Killian took a deep breath. The air in the room seemed to thin out, sucked into the vacuum of his mounting Alpha aura. He looked at me one last time, and I saw the devastating conflict in his eyes-a war between his heart and his duty. Duty won.
"I, Alpha Killian Nightshade of the Black Mountain Pack," he began, and the ancient ritualistic power of the Alpha Command settled over the room like a physical shroud. "Do hereby find Elara Vance guilty of high treason."
"No," I breathed, my eyes widening. "Killian, don't. Please. There's something-"
"I reject you, Elara Vance, as my mate," he thundered, his voice drowning out my plea. "I reject you as my Luna.
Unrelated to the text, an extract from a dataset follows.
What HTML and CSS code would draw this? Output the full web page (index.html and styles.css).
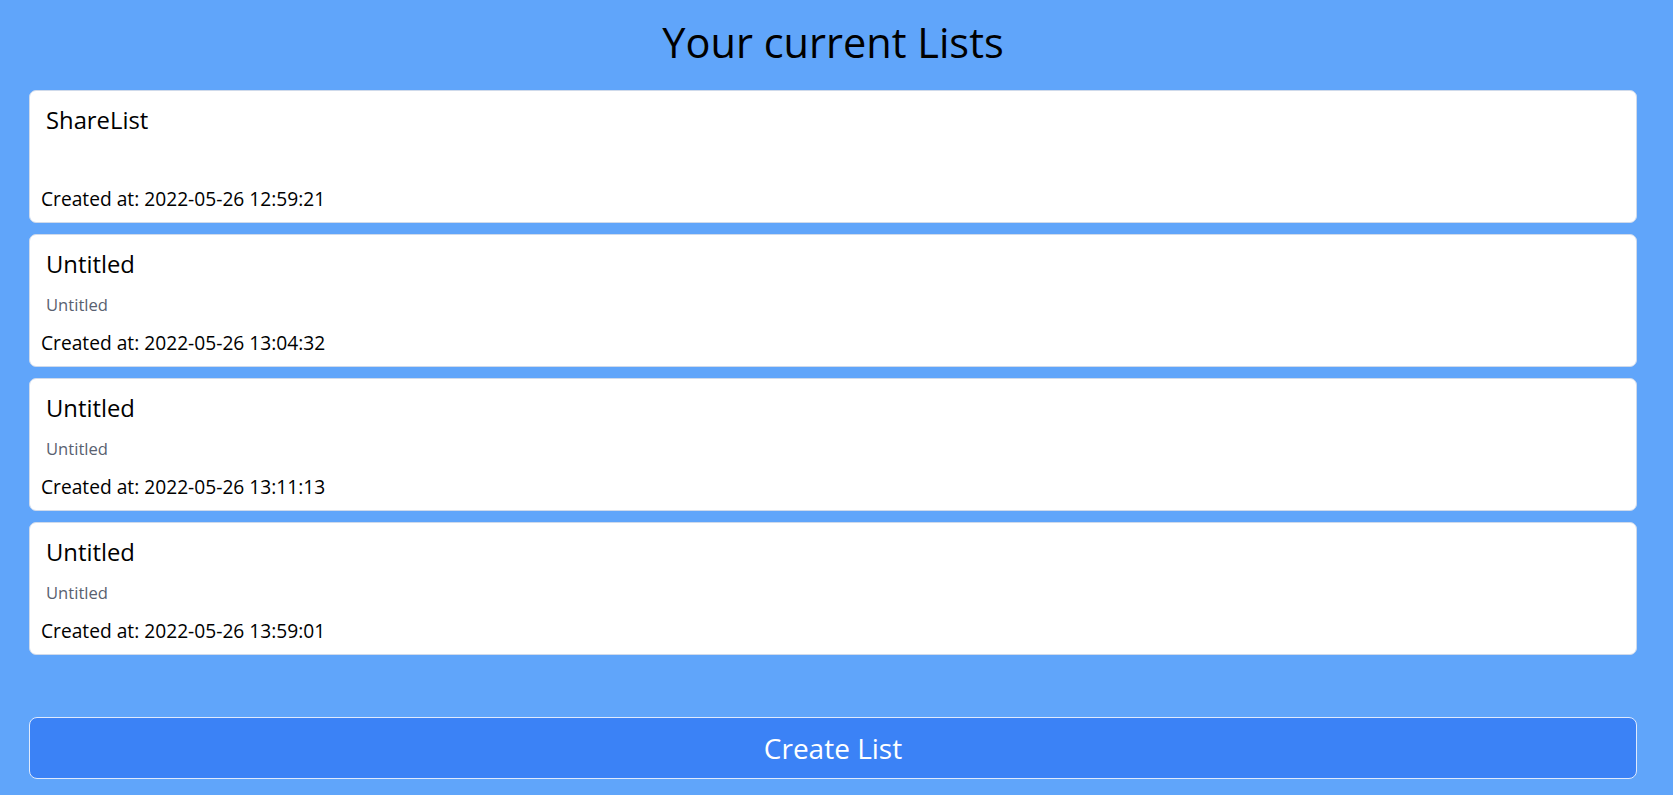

I sever the bond that the Moon Mother forged, and I cast you out into the darkness!"
SNAP.
The world didn't end with a bang; it ended with the sound of my soul tearing in half.
The agony was instantaneous and total. It wasn't just pain; it was the sensation of my internal organs being turned inside out and dipped in liquid nitrogen. The golden thread that had tied my heart to his for years-the thread that told me when he was happy, when he was tired, when he was safe-shattered into a billion frozen shards.
I let out a ragged, broken scream, collapsing onto the floor. I couldn't breathe. I couldn't think. The warmth that had been a constant hum in the back of my mind was replaced by a screaming, freezing void.